2. 运行(RUNNABLE):Java线程中将就绪(ready)和运行中(running)两种状态笼统的称为“运行”。
线程对象创建后,其他线程(比如main线程)调用了该对象的start()方法。该状态的线程位于可运行线程池中,等待被线程调度选中,获取CPU的使用权,此时处于就绪状态(ready)。
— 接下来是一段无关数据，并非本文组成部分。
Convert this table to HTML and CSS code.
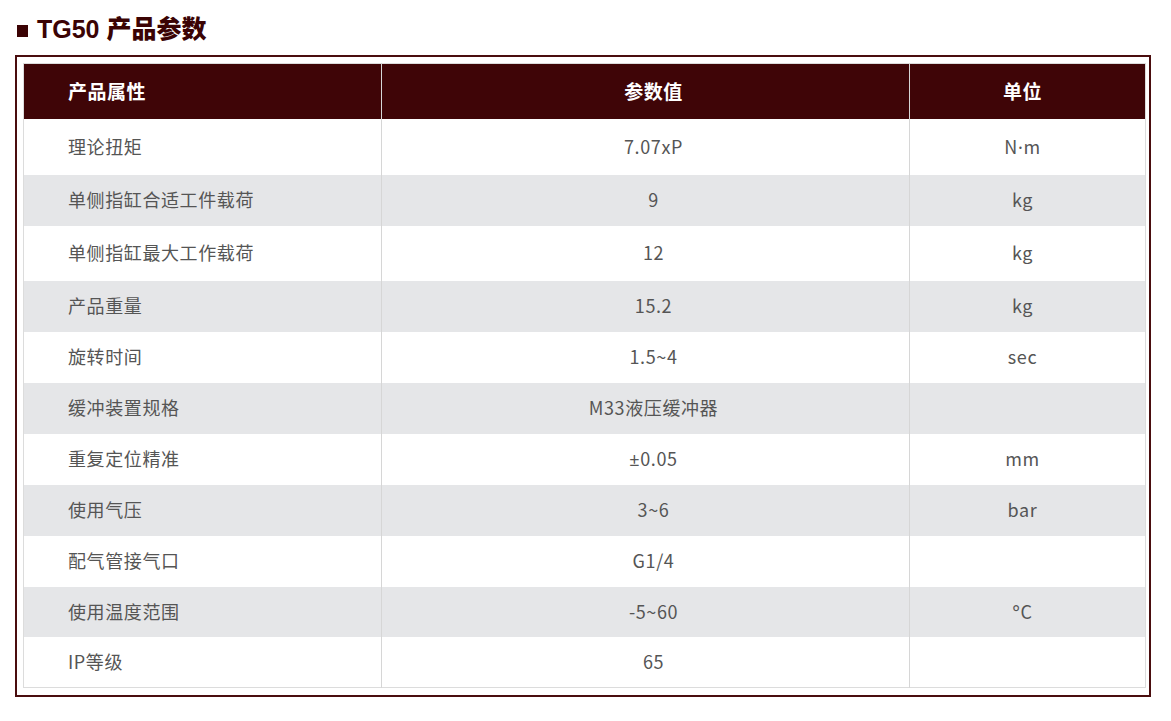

就绪状态的线程在获得CPU时间片后变为运行中状态(running)。
3. 阻塞(BLOCKED):表示线程阻塞于锁。
4. 等待(WAITING):进入该状态的线程需要等待其他线程做出一些特定动作(通知或中断)。
5. 超时等待(TIMED_WAITING):该状态不同于WAITING,它可以在指定的时间后自行返回。
6. 终止(TERMINATED):表示该线程已经执行完毕。
参考:https://blog.csdn.net/qq_22771739/article/details/82529874
按照这几种状态 我们就要特别注意线程堆栈日志里的 这种含有阻塞(BLOCKED)、等待(WAITING)以及超时等待(TIMED_WAITING)信息:
1、java.lang.Thread.State: TIMED_WAITING
2、java.lang.Thread.State: WAITING
3、java.lang.Thread.State: BLOCKED
一般情况下,通过前期多次的top 、 top -p PID H 命令就可以基本确定出问题的线程TID,那么可以得到对应线程的十六进制数据,在堆栈日志里找到对应的线程堆栈:
"http-nio2-0.0.0.0-9160-Acceptor-0" #109 daemon prio=5 os_prio=0 tid=0x0000ffff807fa000 nid=0x1f7e waiting on condition [0x0000ffff3113e000]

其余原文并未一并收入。